▶ Supplied data:
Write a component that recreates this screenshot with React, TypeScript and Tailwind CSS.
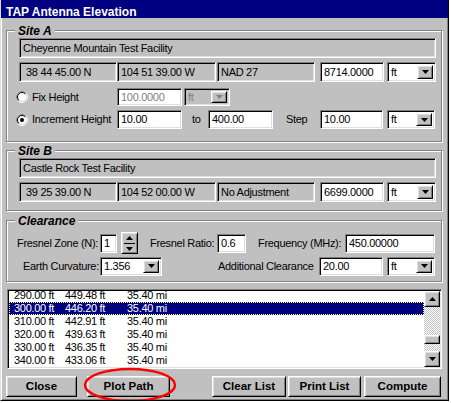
import React from 'react';

const sunken =
  'border border-t-[#808080] border-l-[#808080] border-r-white border-b-white shadow-[inset_1px_1px_0_#000,inset_-1px_-1px_0_#dfdfdf]';
const raised =
  'border border-t-white border-l-white border-r-black border-b-black shadow-[inset_1px_1px_0_#dfdfdf,inset_-1px_-1px_0_#808080]';
const etched = 'border border-[#808080] shadow-[inset_1px_1px_0_#fff,1px_1px_0_#fff]';

const Down = ({ color = '#000' }: { color?: string }) => (
  <svg width="7" height="4" viewBox="0 0 7 4">
    <polygon points="0,0 7,0 3.5,4" fill={color} />
  </svg>
);

const Up = ({ color = '#000' }: { color?: string }) => (
  <svg width="7" height="4" viewBox="0 0 7 4">
    <polygon points="0,4 7,4 3.5,0" fill={color} />
  </svg>
);

const Box = ({
  value,
  className,
  white = false,
  dim = false,
}: {
  value: string;
  className: string;
  white?: boolean;
  dim?: boolean;
}) => (
  <div
    className={`${sunken} ${white ? 'bg-white' : 'bg-[#c0c0c0]'} ${
      dim ? 'text-[#808080]' : 'text-black'
    } flex items-center pl-[3px] overflow-hidden whitespace-nowrap shrink-0 ${className}`}
  >
    {value}
  </div>
);

const Select = ({
  value,
  className,
  disabled = false,
}: {
  value: string;
  className: string;
  disabled?: boolean;
}) => (
  <div
    className={`${sunken} ${disabled ? 'bg-[#c0c0c0] text-[#808080]' : 'bg-white text-black'} flex items-stretch p-[2px] shrink-0 ${className}`}
  >
    <span className="flex-1 flex items-center pl-[1px] overflow-hidden">{value}</span>
    <div className={`${raised} bg-[#c0c0c0] w-[16px] flex items-center justify-center`}>
      <Down color={disabled ? '#808080' : '#000'} />
    </div>
  </div>
);

const Radio = ({ checked = false }: { checked?: boolean }) => (
  <svg width="12" height="12" viewBox="0 0 12 12" className="shrink-0">
    <circle cx="6" cy="6" r="5.5" fill="none" stroke="#fff" />
    <path d="M2.1 9.9 A5.5 5.5 0 0 1 9.9 2.1" fill="none" stroke="#808080" />
    <circle cx="6" cy="6" r="4.5" fill="#fff" stroke="#dfdfdf" />
    <path d="M2.8 9.2 A4.5 4.5 0 0 1 9.2 2.8" fill="none" stroke="#000" />
    {checked && <circle cx="6" cy="6" r="2" fill="#000" />}
  </svg>
);

const Group = ({
  title,
  className,
  children,
}: {
  title: string;
  className: string;
  children: React.ReactNode;
}) => (
  <div className={`${etched} ml-[5px] w-[436px] ${className}`}>
    <div className="-mt-[7px] ml-[8px] h-[14px] leading-[14px] w-fit px-[3px] bg-[#c0c0c0] font-bold italic text-[12px] tracking-normal">
      {title}
    </div>
    {children}
  </div>
);

const Btn = ({ label, className }: { label: string; className: string }) => (
  <div
    className={`${raised} bg-[#c0c0c0] h-[21px] flex items-center justify-center font-bold text-[11.5px] tracking-normal shrink-0 ${className}`}
  >
    {label}
  </div>
);

const rows = [
  ['290.00 ft', '449.48 ft', '35.40 mi'],
  ['300.00 ft', '446.20 ft', '35.40 mi'],
  ['310.00 ft', '442.91 ft', '35.40 mi'],
  ['320.00 ft', '439.63 ft', '35.40 mi'],
  ['330.00 ft', '436.35 ft', '35.40 mi'],
  ['340.00 ft', '433.06 ft', '35.40 mi'],
  ['350.00 ft', '429.78 ft', '35.40 mi'],
];

export default function App() {
  return (
    <div className="w-[451px] h-[403px] bg-white font-['Liberation_Sans',Arial,sans-serif] text-[11px] tracking-[-0.3px] text-black">
      <div className="relative w-[449px] h-[401px] bg-[#c0c0c0] border-l border-l-[#dfdfdf] border-r border-r-black border-b border-b-black shadow-[inset_1px_0_0_#fff,inset_-1px_-1px_0_#808080] flex flex-col overflow-hidden">
        {/* title bar */}
        <div className="h-[18px] bg-[#000080] text-white font-bold text-[12px] tracking-normal leading-[14px] pt-[5px] pl-[5px] shrink-0">
          TAP Antenna Elevation
        </div>

        {/* Site A */}
        <Group title="Site A" className="mt-[12px] pb-[12px]">
          <div className="pl-[12px] mt-0">
            <Box value="Cheyenne Mountain Test Facility" className="w-[417px] h-[20px]" />
            <div className="flex mt-[4px] h-[20px]">
              <Box value="38 44 45.00 N" className="w-[98px] h-[20px] pl-[6px]" />
              <Box value="104 51 39.00 W" className="w-[99px] h-[20px]" />
              <Box value="NAD 27" className="ml-[1px] w-[98px] h-[20px]" />
              <Box value="8714.0000" white className="ml-[5px] w-[64px] h-[20px] pl-[2px]" />
              <Select value="ft" className="ml-[3px] w-[49px] h-[20px]" />
            </div>
            <div className="flex items-center mt-[6px] h-[18px]">
              <div className="-ml-[3px]">
                <Radio />
              </div>
              <span className="ml-[4px] w-[85px]">Fix Height</span>
              <Box value="100.0000" white dim className="w-[65px] h-[18px]" />
              <Select value="ft" disabled className="ml-[2px] w-[46px] h-[18px]" />
            </div>
            <div className="flex items-center mt-[4px] h-[19px]">
              <div className="-ml-[3px]">
                <Radio checked />
              </div>
              <span className="ml-[4px] w-[85px]">Increment Height</span>
              <Box value="10.00" white className="w-[65px] h-[19px]" />
              <span className="ml-[10px] w-[16px]">to</span>
              <Box value="400.00" white className="w-[65px] h-[19px]" />
              <span className="ml-[13px] w-[34px]">Step</span>
              <Box value="10.00" white className="w-[63px] h-[19px]" />
              <Select value="ft" className="ml-[4px] w-[48px] h-[19px]" />
            </div>
          </div>
        </Group>

        {/* Site B */}
        <Group title="Site B" className="mt-[8px] pb-[8px]">
          <div className="pl-[12px]">
            <Box value="Castle Rock Test Facility" className="w-[417px] h-[20px]" />
            <div className="flex mt-[4px] h-[20px]">
              <Box value="39 25 39.00 N" className="w-[98px] h-[20px] pl-[6px]" />
              <Box value="104 52 00.00 W" className="w-[99px] h-[20px]" />
              <Box value="No Adjustment" className="ml-[1px] w-[98px] h-[20px]" />
              <Box value="6699.0000" white className="ml-[5px] w-[64px] h-[20px] pl-[2px]" />
              <Select value="ft" className="ml-[3px] w-[49px] h-[20px]" />
            </div>
          </div>
        </Group>

        {/* Clearance */}
        <Group title="Clearance" className="mt-[9px] pb-[5px]">
          <div className="pl-[10px]">
            <div className="flex items-center mt-[4px] h-[22px]">
              <span className="w-[83px]">Fresnel Zone (N):</span>
              <Box value="1" white className="w-[17px] h-[19px]" />
              <div className={`${raised} ml-[4px] w-[17px] h-[22px] bg-[#c0c0c0] flex flex-col items-center justify-center gap-[3px]`}>
                <Up />
                <div className="w-[11px] h-px bg-black" />
                <Down />
              </div>
              <span className="ml-[12px] w-[67px]">Fresnel Ratio:</span>
              <Box value="0.6" white className="w-[29px] h-[19px]" />
              <span className="ml-[12px] w-[87px]">Frequency (MHz):</span>
              <Box value="450.00000" white className="w-[90px] h-[19px]" />
            </div>
            <div className="flex items-center mt-[2px] h-[20px]">
              <span className="ml-[6px] w-[77px]">Earth Curvature:</span>
              <Select value="1.356" className="w-[62px] h-[19px]" />
              <span className="ml-[56px] w-[101px]">Additional Clearance</span>
              <Box value="20.00" white className="w-[64px] h-[19px]" />
              <Select value="ft" className="ml-[4px] w-[48px] h-[19px]" />
            </div>
          </div>
        </Group>

        {/* results list */}
        <div className={`${sunken} bg-white ml-[6px] mt-[7px] w-[435px] h-[80px] flex p-[1px] shrink-0`}>
          <div className="flex-1 overflow-hidden">
            <div className="-mt-[2px]">
              {rows.map((r, i) => (
                <div
                  key={r[0]}
                  className={`flex h-[13px] items-center pl-[5px] ${
                    i === 1
                      ? 'bg-[#000080] text-white outline-1 outline-dotted outline-[#ffff80] -outline-offset-1'
                      : ''
                  }`}
                >
                  <span className="w-[51px]">{r[0]}</span>
                  <span className="w-[62px]">{r[1]}</span>
                  <span>{r[2]}</span>
                </div>
              ))}
            </div>
          </div>
          <div className="w-[16px] flex flex-col">
            <div className={`${raised} bg-[#c0c0c0] h-[16px] flex items-center justify-center`}>
              <Up />
            </div>
            <div className="flex-1 bg-[repeating-conic-gradient(#c0c0c0_0_25%,#fff_0_50%)] bg-[length:2px_2px]">
              <div className={`${raised} bg-[#c0c0c0] h-[9px] mt-[28px]`} />
            </div>
            <div className={`${raised} bg-[#c0c0c0] h-[16px] flex items-center justify-center`}>
              <Down />
            </div>
          </div>
        </div>

        {/* buttons */}
        <div className="flex mt-[7px]">
          <Btn label="Close" className="ml-[5px] w-[71px]" />
          <Btn label="Plot Path" className="ml-[10px] w-[83px]" />
          <Btn label="Clear List" className="ml-[42px] w-[74px]" />
          <Btn label="Print List" className="ml-[2px] w-[73px]" />
          <Btn label="Compute" className="ml-[3px] w-[77px]" />
        </div>

        {/* red annotation ellipse */}
        <svg className="absolute left-[82px] top-[367px] pointer-events-none" width="94" height="36" viewBox="0 0 94 36">
          <ellipse cx="47" cy="18" rx="45" ry="16" fill="none" stroke="#ff0000" strokeWidth="2.5" />
        </svg>
      </div>
    </div>
  );
}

▶ Task:
Go through the listing above and return every line where the word "React" occurs.

▶ Complete response:
Write a component that recreates this screenshot with React, TypeScript and Tailwind CSS.
import React from 'react';
  children: React.ReactNode;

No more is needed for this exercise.